Teaching a parrot to touch and follow a target is the first thing I do with any parrot that I meet. It gives the parrot a way to interact with me without being touched and to get a reward doing it. Learning to look at, then touch, then take a step toward and ultimately follow a target establishes our budding relationship as a positive one. It gives the parrot a low pressure, fun way to interact with me and build confidence. (It also allows me to gain confidence in the parrot.)
This easy training session helps the parrot learn how to learn with me as well. The parrot quickly discovers that "good” means a treat is coming. She also discovers the basics of training and gives her way to interact with her environment that she can control. The bottom line is that it is fun. It is so exciting to watch a parrot suddenly "get” it and discover that we are having a conversation. The best part is that a parrot that follows a target can be taught to follow it to a station, into a crate, back in the cage and a wide variety of other behaviors.

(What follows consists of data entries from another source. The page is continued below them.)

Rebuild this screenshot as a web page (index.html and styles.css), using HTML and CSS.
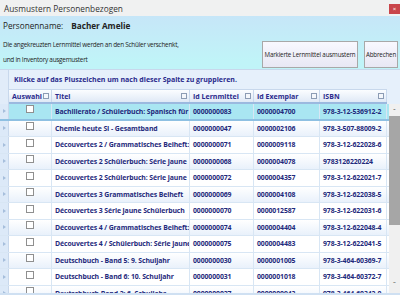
FILE: index.html
```html
<!DOCTYPE html>
<html lang="de">
<head>
    <meta charset="UTF-8">
    <title>Ausmustern Personenbezogen</title>
    <link rel="stylesheet" href="styles.css">
</head>
<body>
    <div class="window">
        <div class="titlebar">
            <span class="title">Ausmustern Personenbezogen</span>
            <span class="close">&#215;</span>
        </div>

        <div class="content">
            <div class="person">
                <span class="label">Personenname:</span>
                <span class="name">Bacher Amelie</span>
            </div>
            <div class="info-row">
                <div class="info">
                    <p>Die angekreuzten Lernmittel werden an den Schüler verschenkt,</p>
                    <p>und in Inventory ausgemustert</p>
                </div>
                <button class="btn btn-main">Markierte Lernmittel ausmustern</button>
                <button class="btn btn-cancel">Abbrechen</button>
            </div>

            <div class="grid">
                <div class="group-row">
                    <div class="indicator-top"></div>
                    <div class="group-panel">Klicke auf das Pluszeichen um nach dieser Spalte zu gruppieren.</div>
                </div>
                <div class="head-row">
                    <div class="indicator-top"></div>
                    <div class="cols head">
                        <div class="hcell">Auswahl <i class="hbox"></i></div>
                        <div class="hcell">Titel <i class="hbox"></i></div>
                        <div class="hcell">Id Lernmittel <i class="hbox"></i></div>
                        <div class="hcell">Id Exemplar <i class="hbox"></i></div>
                        <div class="hcell">ISBN <i class="hbox"></i></div>
                    </div>
                    <div class="head-rest"></div>
                </div>
                <div class="body">
                    <div class="rows" id="rows"></div>
                    <div class="scrollbar">
                        <span class="arrow">&#710;</span>
                        <div class="track"><div class="thumb"></div></div>
                        <span class="arrow down">&#711;</span>
                    </div>
                </div>
            </div>
        </div>
    </div>

    <script>
        const books = [
            ['Bachillerato / Schülerbuch: Spanisch für die', '0000000083', '0000004700', '978-3-12-536912-2'],
            ['Chemie heute SI - Gesamtband', '0000000047', '0000002106', '978-3-507-88009-2'],
            ['Découvertes 2 / Grammatisches Beiheft: Série', '0000000071', '0000009118', '978-3-12-622028-6'],
            ['Découvertes 2 Schülerbuch: Série jaune', '0000000068', '0000004078', '9783126220224'],
            ['Découvertes 2 Schülerbuch: Série jaune', '0000000072', '0000004357', '978-3-12-622021-7'],
            ['Découvertes 3 Grammatisches Beiheft', '0000000069', '0000004108', '978-3-12-622038-5'],
            ['Découvertes 3 Série jaune Schülerbuch', '0000000070', '0000012587', '978-3-12-622031-6'],
            ['Découvertes 4 / Grammatisches Beiheft: Série', '0000000074', '0000004404', '978-3-12-622048-4'],
            ['Découvertes 4 / Schülerbuch: Série jaune', '0000000075', '0000004483', '978-3-12-622041-5'],
            ['Deutschbuch - Band 5: 9. Schuljahr', '0000000030', '0000001005', '978-3-464-60369-7'],
            ['Deutschbuch - Band 6: 10. Schuljahr', '0000000031', '0000001018', '978-3-464-60372-7'],
            ['Deutschbuch Band 2: 6. Schuljahr', '0000000027', '0000000943', '978-3-464-60342-0']
        ];

        const rows = document.getElementById('rows');
        books.forEach(function (b, i) {
            const row = document.createElement('div');
            row.className = 'row' + (i === 0 ? ' selected' : (i % 2 ? ' alt' : ''));
            row.innerHTML = `
                <div class="indicator"><span class="tri"></span></div>
                <div class="cols">
                    <div class="cell check"><i class="cbox"></i></div>
                    <div class="cell">${b[0]}</div>
                    <div class="cell">${b[1]}</div>
                    <div class="cell">${b[2]}</div>
                    <div class="cell">${b[3]}</div>
                </div>
                <div class="row-rest"></div>
            `;
            rows.appendChild(row);
        });
    </script>
</body>
</html>
```

FILE: styles.css
```css
body {
    margin: 0;
    font-family: "Open Sans", "Noto Sans", sans-serif;
    background: #fff;
}

.window {
    width: 400px;
    height: 295px;
    overflow: hidden;
    display: flex;
    flex-direction: column;
}

.titlebar {
    height: 16px;
    flex: none;
    background: #f0f1f1;
    display: flex;
    align-items: center;
    justify-content: space-between;
    padding-left: 4px;
    font-size: 8.3px;
    color: #333;
}

.close {
    width: 11px;
    height: 10px;
    margin-top: 2px;
    background: #c9454a;
    color: #fff;
    font-size: 6px;
    line-height: 10px;
    text-align: center;
}

.content {
    flex: 1;
    display: flex;
    flex-direction: column;
    background: linear-gradient(180deg, #c6e6f8 0%, #c0f4f8 45px, #bff6f8 100%);
    min-height: 0;
}

.person {
    height: 18px;
    flex: none;
    padding-left: 3px;
    display: flex;
    align-items: center;
    font-size: 8.2px;
    color: #222;
}

.person .name {
    margin-left: 8px;
    font-weight: bold;
}

.info-row {
    display: flex;
    align-items: flex-start;
    height: 35px;
    flex: none;
    overflow: hidden;
}

.info {
    flex: 1;
    padding: 6px 0 0 3px;
    font-size: 6.4px;
    letter-spacing: -0.25px;
    color: #222;
}

.info p {
    margin: 0 0 5.5px;
    line-height: 9px;
}

.btn {
    height: 27px;
    margin-top: 7px;
    border: 1px solid #a8a8a8;
    background: linear-gradient(180deg, #f8f8ff, #e8e8f4);
    font-family: inherit;
    font-size: 6.2px;
    letter-spacing: -0.15px;
    color: #222;
    padding: 0;
    white-space: nowrap;
}

.btn-main {
    width: 96px;
    margin-right: 6px;
}

.btn-cancel {
    width: 34px;
    margin-right: 2px;
}

.grid {
    flex: 1;
    display: flex;
    flex-direction: column;
    background: #fff;
    min-height: 0;
    border-bottom: 2px solid #cfe0f2;
}

.group-row,
.head-row {
    display: flex;
    flex: none;
}

.indicator-top {
    width: 9px;
    background: #e1ecf9;
    border-right: 1px solid #c8d8ec;
    border-top: 1px solid #c8d8ec;
    box-sizing: border-box;
}

.head-row .indicator-top {
    border-top: none;
}

.group-panel {
    flex: 1;
    height: 20px;
    box-sizing: border-box;
    background: #e6f0fb;
    border-top: 1px solid #c8d8ec;
    padding-left: 5px;
    display: flex;
    align-items: center;
    font-size: 7px;
    font-weight: bold;
    color: #2a2a8c;
}

.cols {
    display: grid;
    grid-template-columns: 43px 138px 64px 66px 67px;
}

.head {
    height: 15px;
    box-sizing: border-box;
    background: linear-gradient(180deg, #fbfdff, #dfe9f6);
    border-top: 1px solid #c8d8ec;
    border-bottom: 2px solid #9bb9df;
}

.head-rest {
    flex: 1;
    background: #e6f0fb;
}

.hcell {
    display: flex;
    align-items: center;
    justify-content: space-between;
    padding: 0 2px 0 3px;
    border-right: 1px solid #c8d8ec;
    font-size: 7px;
    font-weight: bold;
    color: #2a2a8c;
    white-space: nowrap;
}

.hbox {
    width: 4px;
    height: 4px;
    border: 1px solid #8c9cb4;
    background: #f4f7fb;
}

.body {
    flex: 1;
    display: flex;
    min-height: 0;
}

.rows {
    flex: 1;
    overflow: hidden;
}

.row {
    height: 16.5px;
    display: flex;
    background: #fff;
    border-bottom: 1px solid #d8e6f4;
    box-sizing: border-box;
}

.row.alt {
    background: linear-gradient(180deg, #ffffff, #e9f1fb);
}

.row.selected {
    background: #a9e6f2;
    border-bottom: 2px solid #8ec0e2;
}

.indicator {
    width: 9px;
    flex: none;
    background: #dce9f8;
    border-right: 1px solid #c8d8ec;
    box-sizing: border-box;
    display: flex;
    align-items: center;
    justify-content: center;
}

.tri {
    width: 0;
    height: 0;
    border-top: 2.5px solid transparent;
    border-bottom: 2.5px solid transparent;
    border-left: 3px solid #a6bedc;
}

.cell {
    display: flex;
    align-items: center;
    padding-left: 3px;
    border-right: 1px solid #d8e6f4;
    font-size: 6.9px;
    letter-spacing: -0.1px;
    font-weight: bold;
    color: #1f2a7c;
    white-space: nowrap;
    overflow: hidden;
}

.cell.check {
    justify-content: center;
    padding: 0 0 4px 0;
}

.cbox {
    width: 6px;
    height: 6px;
    border: 1px solid #8f8f8f;
    background: #fff;
}

.row-rest {
    flex: 1;
}

.scrollbar {
    width: 11px;
    flex: none;
    background: #f0f0f0;
    display: flex;
    flex-direction: column;
    align-items: center;
}

.arrow {
    height: 12px;
    flex: none;
    font-size: 8px;
    line-height: 14px;
    color: #606060;
}

.arrow.down {
    line-height: 6px;
}

.track {
    flex: 1;
    width: 100%;
}

.thumb {
    height: 109px;
    background: #a6a6a6;
}
```
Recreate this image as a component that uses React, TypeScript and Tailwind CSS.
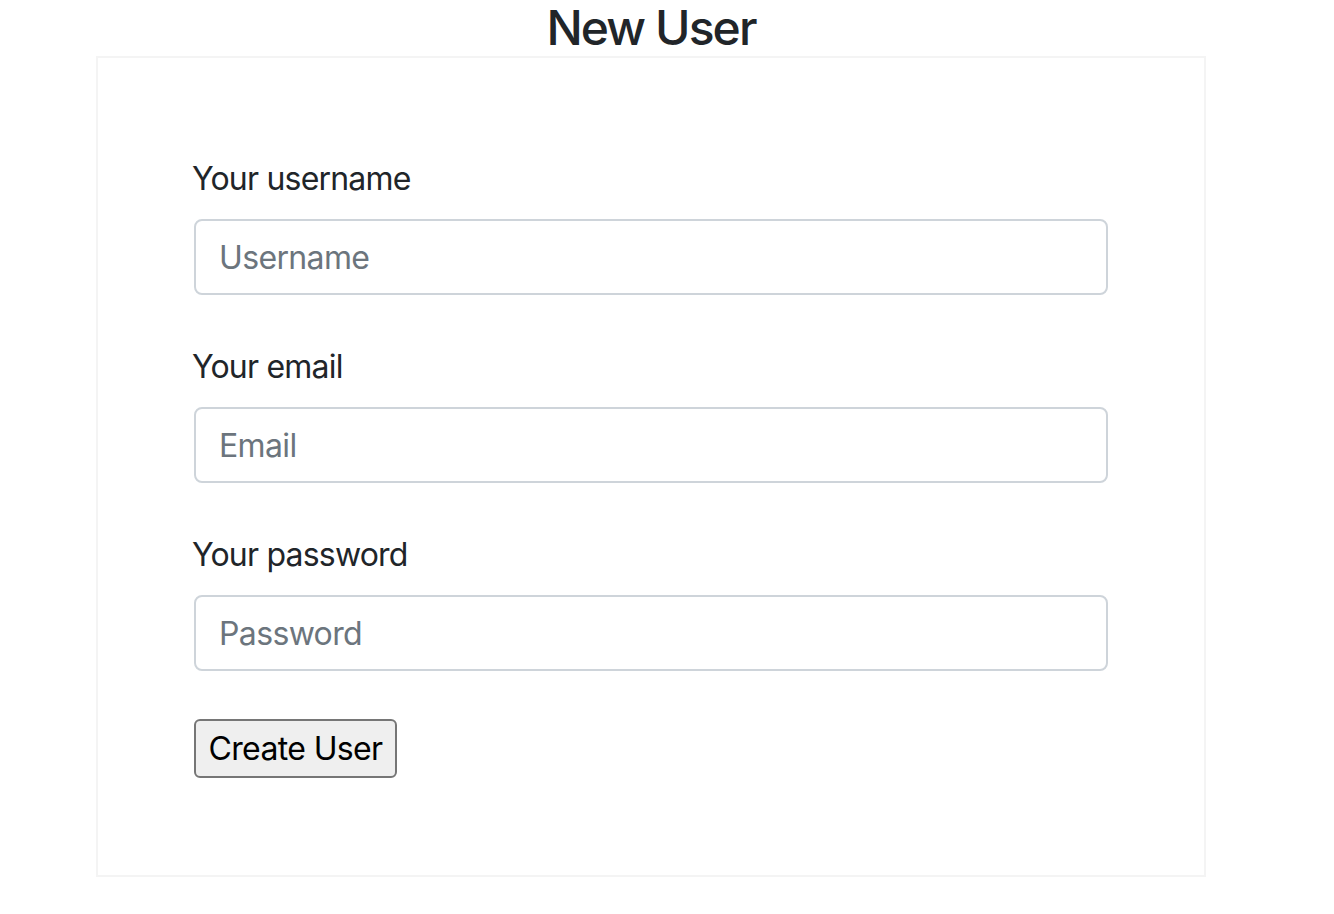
import { useState } from "react";

const font = { fontFamily: "Inter, 'Liberation Sans', sans-serif" };

function Field({
  label,
  placeholder,
  type = "text",
}: {
  label: string;
  placeholder: string;
  type?: string;
}) {
  const [value, setValue] = useState("");
  return (
    <div className="mb-[48px] flex flex-col">
      <label className="-ml-[2px] mb-[16px] text-[32px] leading-[48px] tracking-[-0.025em] text-[#212529]">
        {label}
      </label>
      <input
        type={type}
        value={value}
        onChange={(e) => setValue(e.target.value)}
        placeholder={placeholder}
        className="h-[76px] w-full rounded-[8px] border-2 border-[#ced4da] bg-white px-[23px] text-[32px] tracking-[-0.02em] text-[#495057] outline-none placeholder:text-[#6c757d]"
      />
    </div>
  );
}

export default function App() {
  return (
    <div className="min-h-screen bg-white" style={font}>
      <div className="w-[1302px]">
        <h4 className="text-center text-[48px] font-medium leading-[56px] tracking-[-0.04em] text-[#212529]">
          New User
        </h4>
        <div className="mx-auto w-[1110px] border-2 border-[#f4f4f4] px-[96px] pt-[97px] pb-[97px]">
          <form onSubmit={(e) => e.preventDefault()}>
            <Field label="Your username" placeholder="Username" />
            <Field label="Your email" placeholder="Email" type="email" />
            <Field label="Your password" placeholder="Password" type="password" />
            <button
              type="submit"
              className="flex h-[59px] w-[203px] items-center justify-center rounded-[6px] border-2 border-[#767676] bg-[#efefef] text-[32px] tracking-[-0.02em] text-black"
            >
              Create User
            </button>
          </form>
        </div>
      </div>
    </div>
  );
}
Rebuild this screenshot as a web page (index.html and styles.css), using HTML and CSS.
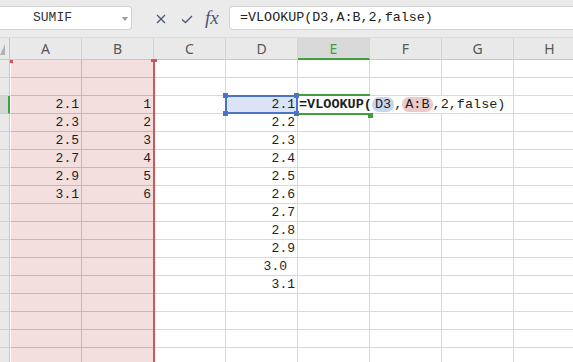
FILE: index.html
```html
<!DOCTYPE html>
<html lang="en">
 <head>
 <meta charset="UTF-8">
 <title>VLOOKUP</title>
 <link rel="stylesheet" href="styles.css">
 </head>
 <body>
 <div class="bar">
  <div class="namebox">SUMIF<i class="caret"></i></div>
  <svg class="ic-x" width="10" height="10" viewBox="0 0 10 10"><path d="M1 1L9 9M9 1L1 9" stroke="#4b5670" stroke-width="1.3" fill="none"/></svg>
  <svg class="ic-ok" width="12" height="9" viewBox="0 0 12 9"><path d="M1 4.5L4.5 7.5L11 1" stroke="#4b5670" stroke-width="1.3" fill="none"/></svg>
  <span class="fx">fx</span>
  <div class="formula">=VLOOKUP(D3,A:B,2,false)</div>
 </div>
 <div class="sheet" id="sheet">
  <div class="range"></div>
  <div class="range-h left"></div>
  <div class="range-h right"></div>
 </div>
 <script src="app.js"></script>
 </body>
</html>
```

FILE: styles.css
```css
* {
margin: 0;
padding: 0;
box-sizing: border-box;
}

html,
body {
width: 100%;
height: 100%;
overflow: hidden;
background: #fff;
}

body {
font-family: "Liberation Mono", monospace;
font-size: 13px;
color: #1e1e1e;
}

/* formula bar */
.bar {
height: 38px;
background: #ebebeb;
border-bottom: 1px solid #dcdcdc;
display: flex;
align-items: flex-start;
padding-top: 6px;
}

.namebox {
position: relative;
width: 132px;
height: 24px;
background: #fff;
border: 1px solid #d2d2d2;
border-left: none;
border-radius: 0 4px 4px 0;
line-height: 22px;
padding-left: 33px;
color: #333;
}

.caret {
position: absolute;
right: 3px;
top: 10px;
border-top: 4px solid #9a9a9a;
border-left: 3px solid transparent;
border-right: 3px solid transparent;
}

.ic-x {
margin: 8px 0 0 24px;
}

.ic-ok {
margin: 9px 0 0 15px;
}

.fx {
margin: 1px 0 0 12px;
width: 17px;
font-family: "Liberation Serif", serif;
font-style: italic;
font-size: 19px;
line-height: 22px;
color: #4b5670;
}

.formula {
flex: 1;
margin-left: 7px;
height: 24px;
background: #fff;
border: 1px solid #d2d2d2;
border-right: none;
border-radius: 4px 0 0 4px;
padding-left: 10px;
line-height: 22px;
font-size: 13.4px;
color: #222;
white-space: nowrap;
}

/* grid */
.sheet {
position: relative;
display: grid;
grid-template-columns: 10px repeat(8, 72px);
grid-template-rows: 22px;
grid-auto-rows: 18px;
}

.corner {
position: relative;
background: #e9e9e9;
border-right: 1px solid #c6c6c6;
border-bottom: 1px solid #c8c8c8;
}

.corner::after {
content: "";
position: absolute;
left: 0;
top: 6px;
width: 5px;
height: 11px;
background: #b2b2b2;
clip-path: polygon(100% 0, 100% 100%, 0 100%);
}

.ch {
background: #e9e9e9;
border-right: 1px solid #d4d4d4;
border-bottom: 1px solid #c8c8c8;
font-family: "Noto Sans", sans-serif;
font-size: 14px;
line-height: 21px;
text-align: center;
color: #575757;
}

.ch.on {
background: #d9d9d9;
color: #3f9f3f;
border-bottom: 2px solid #3f9f3f;
}

.rh {
background: #e9e9e9;
border-right: 1px solid #c6c6c6;
border-bottom: 1px solid #cfcfcf;
}

.rh.on {
background: #d5d5d5;
border-right: 2px solid #3f9f3f;
}

.c {
border-right: 1px solid #d9d9d9;
border-bottom: 1px solid #d9d9d9;
text-align: right;
padding-right: 2px;
line-height: 17px;
white-space: nowrap;
overflow: hidden;
}

.c.pk {
background: #f4dfdf;
border-color: #cbb6b6;
}

.c.first {
border-left: 1px solid #fff;
}

.c.txt {
padding-right: 10px;
}

/* A:B reference range */
.range {
position: absolute;
left: 153px;
top: 22px;
bottom: 0;
width: 2px;
background: #cf5757;
}

.range-h {
position: absolute;
top: 22px;
height: 3px;
background: #cf5757;
}

.range-h.left {
left: 10px;
width: 3px;
}

.range-h.right {
left: 151px;
top: 21px;
width: 6px;
}

/* active cell D3 */
.cur {
position: relative;
overflow: visible;
background: #dbe3f5;
}

.cur::before {
content: "";
position: absolute;
left: -1px;
top: -1px;
right: -1px;
bottom: -1px;
border: 2px solid #4a74c8;
}

.hd {
position: absolute;
width: 5px;
height: 5px;
background: #4a74c8;
}

.hd.tl { left: -3px; top: -3px; }
.hd.tr { left: 68px; top: -3px; }
.hd.bl { left: -3px; top: 15px; }
.hd.br { left: 68px; top: 15px; }

/* in-cell editor E3 */
.edit {
position: relative;
overflow: visible;
z-index: 2;
text-align: left;
padding-left: 1px;
border-right-color: transparent;
}

.edit::before,
.edit::after {
content: "";
position: absolute;
left: 0;
width: 72px;
height: 2px;
background: #3f9f3f;
}

.edit::before {
top: -2px;
}

.edit::after {
bottom: -2px;
}

.edit .eh {
position: absolute;
right: -4px;
bottom: -5px;
width: 5px;
height: 5px;
background: #3f9f3f;
}

.etext {
display: inline-block;
background: #fff;
font-size: 13.5px;
padding-right: 4px;
}

.etext b {
font-weight: bold;
}

.ref1,
.ref2 {
padding: 0 3px;
border-radius: 7px;
}

.ref1 {
background: #c9d6f0;
}

.ref2 {
background: #edcaca;
}
```

FILE: app.js
```js
var sheet = document.getElementById('sheet');
var cols = ['A', 'B', 'C', 'D', 'E', 'F', 'G', 'H'];
var colA = { 3: '2.1', 4: '2.3', 5: '2.5', 6: '2.7', 7: '2.9', 8: '3.1' };
var colB = { 3: '1', 4: '2', 5: '3', 6: '4', 7: '5', 8: '6' };
var colD = { 3: '2.1', 4: '2.2', 5: '2.3', 6: '2.4', 7: '2.5', 8: '2.6',
  9: '2.7', 10: '2.8', 11: '2.9', 12: '3.0', 13: '3.1' };

function cell(cls, text) {
  var d = document.createElement('div');
  d.className = cls;
  if (text) d.textContent = text;
  sheet.appendChild(d);
  return d;
}

cell('corner');
for (var i = 0; i < cols.length; i++) {
  cell(cols[i] == 'E' ? 'ch on' : 'ch', cols[i]);
}

for (var r = 1; r <= 17; r++) {
  cell(r == 3 ? 'rh on' : 'rh');
  cell('c pk first', colA[r]);
  cell('c pk', colB[r]);
  cell('c');

  if (r == 3) {
    var cur = cell('c cur', colD[r]);
    cur.innerHTML += '<i class="hd tl"></i><i class="hd tr"></i><i class="hd bl"></i><i class="hd br"></i>';
    var ed = cell('c edit');
    ed.innerHTML = '<span class="etext"><b>=VLOOKUP(</b><span class="ref1">D3</span>,<span class="ref2">A:B</span>,2,false)</span><i class="eh"></i>';
  } else {
    cell(r == 12 ? 'c txt' : 'c', colD[r]);
    cell('c');
  }

  cell('c');
  cell('c');
  cell('c');
}
```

Chances are that if your parrot is well-behaved it already steps up. If you did not train this behavior, you should still work on training it, however. There is a pervasive belief amongst parrot owners that a parrot must step up with asked. I consistently see people in my workshops and when I consult nudging their hand into their bird’s chest and making her step up. This is unfortunate, because eventually the parrot is either going to decide she doesn’t want to step up and bite or possibly become fearful of hands.
A parrot should be asked to step up. She should be offered a treat or a scratch on the head and be rewarded when she steps on to your hand. A treat should be offered above the perch hand and at a distance that require the parrot to step on your hand in order to reach it. You are using your treat hand as the target.
If the parrot does not wish to step up, then walk away about for 30 seconds or so and then come back and try again. Ultimately, a parrot is going to decide that she would prefer to be with you, get attention, and possibly a treat. If you have a long history of positive reinforcement with the step up then a parrot will almost always step up. In an emergency, all bets are off, of course. If the house is on fire, grab your bird and run. In almost all situations, however, there is no need to force you parrot to step up.
A parrot that is given choices will have a stronger relationship with you and more trust in you. Training your parrot to do a few simple behaviors will do wonders for keeping her well-adjusted and confident. If you enjoy training, by all means, train as many behaviors as you can. However, a few simple behaviors like stepping up and targeting help ensure your well-behaved parrot stays that way.